Solution: Technological Globalization has advanced to incredible new levels, both beneficial and slightly troublesome. To prevent people from becoming so attached to their devices and more distant from people around them, they should be more aware of how things around them can change while their not looking. The video below gives a representation of how people get so caught up in their phone, that they miss out on things that could have changed their life. I watched this video for the first time in eighth grade and it has made me think differently every time I pick up my phone instead of spending time with my family. A simple video or word of advice cannot change everyone's mind, but through these technological instruments, we can change how people prioritize their phone over a friend.

Look Up (By Gary Turk)

How Does Globalization Affect My Life?

The Positive: Globalization affects my life on a daily basis. When thinking about how exactly it does affect my every day life, I think about a school day. In the morning I'm woken up by an electronic alarm, which is technology. I check my phone and social media that I communicate with my friends on. I get out of bed and take a shower which is an instrument most people take for granted.
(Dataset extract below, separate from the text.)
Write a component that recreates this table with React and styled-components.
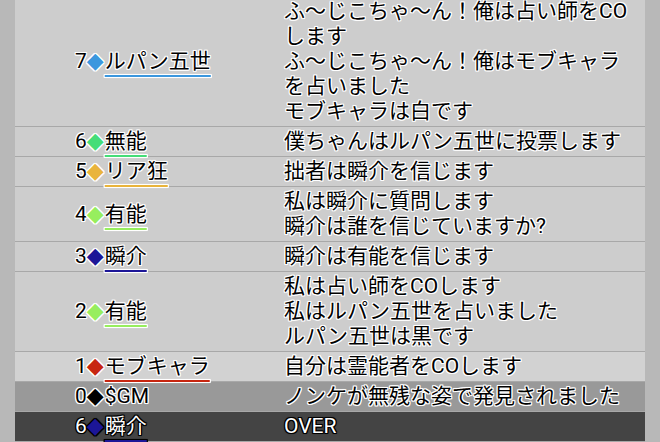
import styled, { createGlobalStyle } from 'styled-components';

const GlobalStyle = createGlobalStyle`
	html, body {
		margin: 0;
		padding: 0;
		background: #b8b8b8;
		overflow: hidden;
	}
`;

const whiteEdge =
	'1px 1px 0 #fff, -1px -1px 0 #fff, 1px -1px 0 #fff, -1px 1px 0 #fff, 0 1px 0 #fff, 0 -1px 0 #fff, 1px 0 0 #fff, -1px 0 0 #fff, 0 0 2px #fff';
const blackEdge =
	'1px 1px 0 #000, -1px -1px 0 #000, 1px -1px 0 #000, -1px 1px 0 #000, 0 1px 0 #000, 0 -1px 0 #000, 1px 0 0 #000, -1px 0 0 #000, 0 0 2px #000';

const Log = styled.div`
	margin: -3px 15px 0;
	font-family: Roboto, 'Noto Sans CJK JP', sans-serif;
	font-size: 21px;
	line-height: 25px;
`;

const Row = styled.div`
	display: flex;
	align-items: center;
	padding: 2px 0;
	background: ${({ $bg }) => $bg || '#cdcdcd'};
	border-bottom: 1px solid #a8a8a8;
	color: ${({ $dark }) => ($dark ? '#fff' : '#000')};
	text-shadow: ${({ $dark }) => ($dark ? blackEdge : whiteEdge)};
`;

const Speaker = styled.div`
	flex: 0 0 209px;
	padding-left: 60px;
	white-space: nowrap;
	height: 25px;
	overflow: visible;
`;

const Mark = styled.span`
	font-family: 'DejaVu Sans', sans-serif;
	font-size: 22px;
	line-height: 0;
	color: ${({ $color }) => $color};
	margin: 0 1px 0 0;
`;

const Name = styled.span`
	text-decoration: ${({ $color }) => ($color ? 'underline' : 'none')};
	text-decoration-color: ${({ $color }) => $color};
	text-decoration-thickness: 2px;
	text-underline-offset: 7px;
`;

const Message = styled.div`
	flex: 1;
	padding-right: 12px;
`;

const Line = styled.div`
	height: 25px;
	white-space: nowrap;
`;

const rows = [
	{
		no: 7,
		name: 'ルパン五世',
		color: '#3b97de',
		lines: ['ふ〜じこちゃ〜ん！俺は占い師をCO', 'します', 'ふ〜じこちゃ〜ん！俺はモブキャラ', 'を占いました', 'モブキャラは白です'],
	},
	{ no: 6, name: '無能', color: '#45dd78', lines: ['僕ちゃんはルパン五世に投票します'] },
	{ no: 5, name: 'リア狂', color: '#e9b43c', lines: ['拙者は瞬介を信じます'] },
	{ no: 4, name: '有能', color: '#97ee5e', lines: ['私は瞬介に質問します', '瞬介は誰を信じていますか?'] },
	{ no: 3, name: '瞬介', color: '#1c1697', lines: ['瞬介は有能を信じます'] },
	{
		no: 2,
		name: '有能',
		color: '#97ee5e',
		lines: ['私は占い師をCOします', '私はルパン五世を占いました', 'ルパン五世は黒です'],
	},
	{ no: 1, name: 'モブキャラ', color: '#c72610', lines: ['自分は霊能者をCOします'], bg: '#d2d2d2' },
	{ no: 0, name: '$GM', mark: '#000', lines: ['ノンケが無残な姿で発見されました'], bg: '#999999' },
	{ no: 6, name: '瞬介', color: '#1c1697', lines: ['OVER'], bg: '#444444', dark: true },
];

export default function App() {
	return (
		<>
			<GlobalStyle />
			<Log>
				{rows.map((row, i) => (
					<Row key={i} $bg={row.bg} $dark={row.dark}>
						<Speaker>
							{row.no}
							<Mark $color={row.mark || row.color}>◆</Mark>
							<Name $color={row.color}>{row.name}</Name>
						</Speaker>
						<Message>
							{row.lines.map((line, j) => (
								<Line key={j}>{line}</Line>
							))}
						</Message>
					</Row>
				))}
			</Log>
		</>
	);
}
After my shower I eat breakfast and watch the news. The news connects me to the outside world and gets me thinking about things I wouldn't normally think about. My dad drives me to my bus stop, and I ride the bus to school. The school bus is a mode of transportation provided to me through tax payer's money and the school system. When I get to school, I go to my classes and learn new things. This transfer of information is communicative, technological, and cultural. I socialize with my friends and talk about the latest trends or things going on at home. To end my school day I take the bus home and get started on my homework.

The Negative: The impacts of globalization on my life are not always positive, and can sometimes cause troublesome situations for me and people around me. The biggest fault in my relationship with globalization is my connection to my phone. Instead of watching a TV show or playing a board game with my family, I find myself sitting on the couch with my phone. Checking social media, listening to music, and texting my friends distract me from things around me. All are expressions of the four types of globalizations, but are not exactly beneficial.

The Future: In five years I think globalization will change my routine, making it more technology based and more interactive. In my classes there is a lot less lecturing and a lot more interaction. Lessons are taught with technological displays and multiple points of views, and I think this will only continue to advance. When my kids are in school and working, I think technology will do a lot of the work for them. This is a little disappointing to me because I would want my kids to be intuitive and not to reliant on technology that is not always reliable. The increase in technology when my kids are in school will be interesting to see how people can come together to create something so new.

Globalization in my day goes from something as simple as the use of a pencil to the creation of new knowledge and understanding. Without globalization, my life would be entirely different.